**EXERCISE GOAL:** Show all lines from the data that include the word "matches".
-------- COLLECTED MATERIAL
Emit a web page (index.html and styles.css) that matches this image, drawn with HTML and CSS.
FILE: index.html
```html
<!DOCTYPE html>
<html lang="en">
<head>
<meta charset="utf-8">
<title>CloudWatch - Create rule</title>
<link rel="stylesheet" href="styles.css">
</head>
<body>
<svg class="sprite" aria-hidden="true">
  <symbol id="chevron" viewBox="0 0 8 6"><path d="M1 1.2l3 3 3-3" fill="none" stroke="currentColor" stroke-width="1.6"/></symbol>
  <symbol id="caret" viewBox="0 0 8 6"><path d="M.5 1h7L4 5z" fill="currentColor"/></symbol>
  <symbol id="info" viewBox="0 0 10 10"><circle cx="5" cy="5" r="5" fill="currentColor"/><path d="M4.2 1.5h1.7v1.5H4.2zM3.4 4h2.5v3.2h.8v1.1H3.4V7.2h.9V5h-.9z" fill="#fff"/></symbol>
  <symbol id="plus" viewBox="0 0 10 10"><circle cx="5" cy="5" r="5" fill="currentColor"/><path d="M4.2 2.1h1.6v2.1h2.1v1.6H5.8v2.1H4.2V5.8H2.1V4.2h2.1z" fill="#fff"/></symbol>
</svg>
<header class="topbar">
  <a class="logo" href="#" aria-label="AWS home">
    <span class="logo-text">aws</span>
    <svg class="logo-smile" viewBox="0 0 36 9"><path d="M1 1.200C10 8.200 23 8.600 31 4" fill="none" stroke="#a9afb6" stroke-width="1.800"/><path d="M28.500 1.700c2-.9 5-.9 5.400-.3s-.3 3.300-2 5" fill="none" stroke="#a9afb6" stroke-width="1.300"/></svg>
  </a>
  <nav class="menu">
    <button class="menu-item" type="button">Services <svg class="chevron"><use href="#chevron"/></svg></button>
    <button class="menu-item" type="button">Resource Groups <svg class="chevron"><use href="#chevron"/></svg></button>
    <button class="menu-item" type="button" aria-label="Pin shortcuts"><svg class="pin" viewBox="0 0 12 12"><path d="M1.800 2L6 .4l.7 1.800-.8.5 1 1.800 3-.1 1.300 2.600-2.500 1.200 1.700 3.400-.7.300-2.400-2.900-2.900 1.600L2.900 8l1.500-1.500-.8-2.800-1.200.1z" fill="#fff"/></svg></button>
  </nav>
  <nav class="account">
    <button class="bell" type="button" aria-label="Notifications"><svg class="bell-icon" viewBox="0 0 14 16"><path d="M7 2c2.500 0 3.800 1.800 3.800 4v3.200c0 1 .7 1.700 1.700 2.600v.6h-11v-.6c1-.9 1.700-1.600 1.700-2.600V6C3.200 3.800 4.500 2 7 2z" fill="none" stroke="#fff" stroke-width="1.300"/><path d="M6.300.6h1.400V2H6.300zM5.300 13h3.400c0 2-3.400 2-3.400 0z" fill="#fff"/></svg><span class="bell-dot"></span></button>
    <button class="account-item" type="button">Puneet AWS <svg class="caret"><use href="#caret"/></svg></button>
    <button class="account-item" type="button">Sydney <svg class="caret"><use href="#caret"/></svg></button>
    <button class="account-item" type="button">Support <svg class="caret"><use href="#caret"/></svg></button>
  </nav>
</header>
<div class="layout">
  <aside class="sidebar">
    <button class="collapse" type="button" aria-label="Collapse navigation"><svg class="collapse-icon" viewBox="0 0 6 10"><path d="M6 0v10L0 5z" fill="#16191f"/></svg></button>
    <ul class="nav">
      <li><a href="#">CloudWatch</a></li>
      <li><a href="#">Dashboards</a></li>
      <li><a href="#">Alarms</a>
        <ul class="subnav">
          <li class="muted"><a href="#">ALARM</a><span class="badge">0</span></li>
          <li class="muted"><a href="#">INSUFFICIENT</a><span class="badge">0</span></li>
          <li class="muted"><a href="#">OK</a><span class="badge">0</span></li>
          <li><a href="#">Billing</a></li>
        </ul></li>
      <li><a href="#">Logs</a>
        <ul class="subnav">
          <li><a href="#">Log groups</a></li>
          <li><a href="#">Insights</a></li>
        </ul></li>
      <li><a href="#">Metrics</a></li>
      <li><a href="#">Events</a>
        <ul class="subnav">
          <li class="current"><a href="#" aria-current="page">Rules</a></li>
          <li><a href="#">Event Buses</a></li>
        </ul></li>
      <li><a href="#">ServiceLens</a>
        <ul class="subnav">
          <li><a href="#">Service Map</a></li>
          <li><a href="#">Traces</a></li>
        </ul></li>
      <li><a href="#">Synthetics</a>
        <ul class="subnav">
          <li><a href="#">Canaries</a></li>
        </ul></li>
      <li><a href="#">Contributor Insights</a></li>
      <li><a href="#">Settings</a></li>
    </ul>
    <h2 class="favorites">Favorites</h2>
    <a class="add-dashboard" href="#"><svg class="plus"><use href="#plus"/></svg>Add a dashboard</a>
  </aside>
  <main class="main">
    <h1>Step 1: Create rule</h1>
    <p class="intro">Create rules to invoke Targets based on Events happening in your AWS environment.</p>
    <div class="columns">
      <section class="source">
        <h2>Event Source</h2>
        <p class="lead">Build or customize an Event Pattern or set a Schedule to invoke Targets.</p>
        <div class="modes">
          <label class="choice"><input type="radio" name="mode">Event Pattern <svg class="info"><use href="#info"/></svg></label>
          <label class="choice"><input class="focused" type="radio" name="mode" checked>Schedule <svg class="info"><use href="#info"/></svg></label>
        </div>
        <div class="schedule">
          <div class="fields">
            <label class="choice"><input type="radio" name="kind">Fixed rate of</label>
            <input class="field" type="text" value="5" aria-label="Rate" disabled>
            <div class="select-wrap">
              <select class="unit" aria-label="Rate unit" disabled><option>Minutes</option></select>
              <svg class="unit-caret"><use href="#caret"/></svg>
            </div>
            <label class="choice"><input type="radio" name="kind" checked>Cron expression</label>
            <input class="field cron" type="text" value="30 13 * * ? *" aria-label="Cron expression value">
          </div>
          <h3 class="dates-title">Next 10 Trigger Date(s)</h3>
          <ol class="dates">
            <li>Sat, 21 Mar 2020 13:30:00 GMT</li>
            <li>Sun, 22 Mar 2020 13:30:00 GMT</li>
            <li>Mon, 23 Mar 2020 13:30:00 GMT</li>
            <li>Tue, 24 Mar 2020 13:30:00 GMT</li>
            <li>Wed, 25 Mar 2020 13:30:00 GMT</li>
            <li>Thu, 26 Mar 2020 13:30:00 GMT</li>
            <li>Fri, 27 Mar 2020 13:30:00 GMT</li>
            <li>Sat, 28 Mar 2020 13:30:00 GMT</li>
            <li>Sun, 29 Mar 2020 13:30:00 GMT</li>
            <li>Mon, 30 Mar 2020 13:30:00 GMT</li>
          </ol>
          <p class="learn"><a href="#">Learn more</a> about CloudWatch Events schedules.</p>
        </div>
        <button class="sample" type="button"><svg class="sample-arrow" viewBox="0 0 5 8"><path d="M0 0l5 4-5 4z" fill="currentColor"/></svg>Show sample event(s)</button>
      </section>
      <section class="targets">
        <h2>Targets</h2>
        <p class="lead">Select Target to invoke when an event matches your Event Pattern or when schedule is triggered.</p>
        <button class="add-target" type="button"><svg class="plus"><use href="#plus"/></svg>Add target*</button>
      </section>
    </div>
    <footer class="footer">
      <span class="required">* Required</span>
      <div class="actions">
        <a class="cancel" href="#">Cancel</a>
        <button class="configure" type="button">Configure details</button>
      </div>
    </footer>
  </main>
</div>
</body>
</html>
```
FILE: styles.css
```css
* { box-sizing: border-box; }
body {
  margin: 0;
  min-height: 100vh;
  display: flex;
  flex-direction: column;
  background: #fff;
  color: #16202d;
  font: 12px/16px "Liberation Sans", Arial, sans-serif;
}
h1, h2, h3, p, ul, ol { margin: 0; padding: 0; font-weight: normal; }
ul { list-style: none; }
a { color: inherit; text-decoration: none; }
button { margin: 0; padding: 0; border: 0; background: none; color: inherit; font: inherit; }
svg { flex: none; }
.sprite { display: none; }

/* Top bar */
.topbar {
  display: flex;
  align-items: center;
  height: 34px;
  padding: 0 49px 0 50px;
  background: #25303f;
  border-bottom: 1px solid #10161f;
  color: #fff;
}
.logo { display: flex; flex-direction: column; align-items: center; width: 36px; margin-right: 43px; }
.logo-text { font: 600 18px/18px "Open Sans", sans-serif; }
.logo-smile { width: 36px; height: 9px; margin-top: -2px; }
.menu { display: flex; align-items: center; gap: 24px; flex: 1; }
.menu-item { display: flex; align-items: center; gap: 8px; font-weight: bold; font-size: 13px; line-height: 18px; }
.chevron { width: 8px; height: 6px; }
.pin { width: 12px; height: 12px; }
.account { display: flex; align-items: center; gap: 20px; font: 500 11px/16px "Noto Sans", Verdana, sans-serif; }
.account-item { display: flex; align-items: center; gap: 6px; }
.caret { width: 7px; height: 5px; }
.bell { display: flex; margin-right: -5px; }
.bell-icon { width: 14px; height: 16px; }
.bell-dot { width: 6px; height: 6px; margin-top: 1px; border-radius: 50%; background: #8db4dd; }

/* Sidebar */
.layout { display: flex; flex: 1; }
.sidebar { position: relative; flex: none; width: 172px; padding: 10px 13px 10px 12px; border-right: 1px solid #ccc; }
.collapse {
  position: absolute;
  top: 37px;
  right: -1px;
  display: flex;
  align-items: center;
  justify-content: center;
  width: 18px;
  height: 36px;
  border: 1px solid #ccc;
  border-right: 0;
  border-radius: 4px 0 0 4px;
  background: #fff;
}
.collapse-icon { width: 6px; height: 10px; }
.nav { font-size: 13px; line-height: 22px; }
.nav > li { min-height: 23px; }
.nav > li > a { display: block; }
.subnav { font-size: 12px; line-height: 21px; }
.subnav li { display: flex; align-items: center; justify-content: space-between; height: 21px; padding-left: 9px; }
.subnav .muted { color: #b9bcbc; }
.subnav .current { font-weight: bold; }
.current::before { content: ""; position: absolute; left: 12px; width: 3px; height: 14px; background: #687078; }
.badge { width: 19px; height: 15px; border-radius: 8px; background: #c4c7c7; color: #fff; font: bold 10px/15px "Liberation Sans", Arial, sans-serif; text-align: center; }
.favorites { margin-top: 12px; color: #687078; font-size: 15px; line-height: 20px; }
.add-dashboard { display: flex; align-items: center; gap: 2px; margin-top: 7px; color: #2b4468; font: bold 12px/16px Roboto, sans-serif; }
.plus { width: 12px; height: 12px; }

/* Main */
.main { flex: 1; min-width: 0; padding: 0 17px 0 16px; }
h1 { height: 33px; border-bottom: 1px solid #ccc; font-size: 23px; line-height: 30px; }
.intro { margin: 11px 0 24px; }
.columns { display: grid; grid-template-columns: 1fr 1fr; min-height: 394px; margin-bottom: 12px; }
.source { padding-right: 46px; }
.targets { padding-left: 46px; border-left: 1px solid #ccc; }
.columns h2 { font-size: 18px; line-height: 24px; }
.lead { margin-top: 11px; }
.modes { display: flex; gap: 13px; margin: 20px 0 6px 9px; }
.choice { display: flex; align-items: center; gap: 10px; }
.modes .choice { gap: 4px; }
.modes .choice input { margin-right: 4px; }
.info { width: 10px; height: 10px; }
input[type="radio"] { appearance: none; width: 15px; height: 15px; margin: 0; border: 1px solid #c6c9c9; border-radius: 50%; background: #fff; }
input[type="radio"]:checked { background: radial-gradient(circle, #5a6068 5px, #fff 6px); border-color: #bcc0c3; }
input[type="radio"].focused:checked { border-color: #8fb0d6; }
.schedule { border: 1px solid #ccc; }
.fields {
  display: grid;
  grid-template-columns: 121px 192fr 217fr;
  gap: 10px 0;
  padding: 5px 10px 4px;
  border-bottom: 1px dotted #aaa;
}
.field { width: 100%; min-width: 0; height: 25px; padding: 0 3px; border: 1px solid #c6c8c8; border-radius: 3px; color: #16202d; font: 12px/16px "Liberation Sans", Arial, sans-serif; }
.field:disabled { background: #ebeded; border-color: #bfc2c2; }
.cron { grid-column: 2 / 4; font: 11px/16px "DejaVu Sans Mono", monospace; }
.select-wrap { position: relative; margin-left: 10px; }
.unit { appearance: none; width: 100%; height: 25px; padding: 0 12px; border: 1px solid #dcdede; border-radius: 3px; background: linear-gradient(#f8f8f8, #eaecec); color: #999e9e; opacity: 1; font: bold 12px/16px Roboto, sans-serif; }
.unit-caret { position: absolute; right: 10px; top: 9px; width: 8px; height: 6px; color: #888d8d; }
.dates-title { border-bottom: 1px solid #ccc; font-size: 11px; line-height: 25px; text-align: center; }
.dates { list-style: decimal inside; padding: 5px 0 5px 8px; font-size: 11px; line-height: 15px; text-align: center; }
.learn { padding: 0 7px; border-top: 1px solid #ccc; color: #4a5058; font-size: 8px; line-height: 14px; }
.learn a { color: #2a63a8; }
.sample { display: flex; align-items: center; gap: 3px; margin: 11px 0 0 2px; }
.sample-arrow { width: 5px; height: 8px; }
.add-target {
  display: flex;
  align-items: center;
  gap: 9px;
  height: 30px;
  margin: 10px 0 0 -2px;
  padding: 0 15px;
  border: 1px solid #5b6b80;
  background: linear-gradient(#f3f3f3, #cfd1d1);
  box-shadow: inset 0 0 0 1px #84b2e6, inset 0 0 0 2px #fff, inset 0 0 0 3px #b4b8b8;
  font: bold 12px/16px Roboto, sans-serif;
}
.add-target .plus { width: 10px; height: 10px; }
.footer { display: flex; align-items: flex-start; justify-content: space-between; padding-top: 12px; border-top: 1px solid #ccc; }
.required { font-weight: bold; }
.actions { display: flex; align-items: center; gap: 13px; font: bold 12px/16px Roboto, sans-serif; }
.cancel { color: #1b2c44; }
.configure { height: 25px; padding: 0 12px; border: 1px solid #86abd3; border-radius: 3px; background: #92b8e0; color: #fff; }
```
----------------
**EXERCISE ANSWER:**
Emit a web page (index.html and styles.css) that matches this image, drawn with HTML and CSS.
        <p class="lead">Select Target to invoke when an event matches your Event Pattern or when schedule is triggered.</p>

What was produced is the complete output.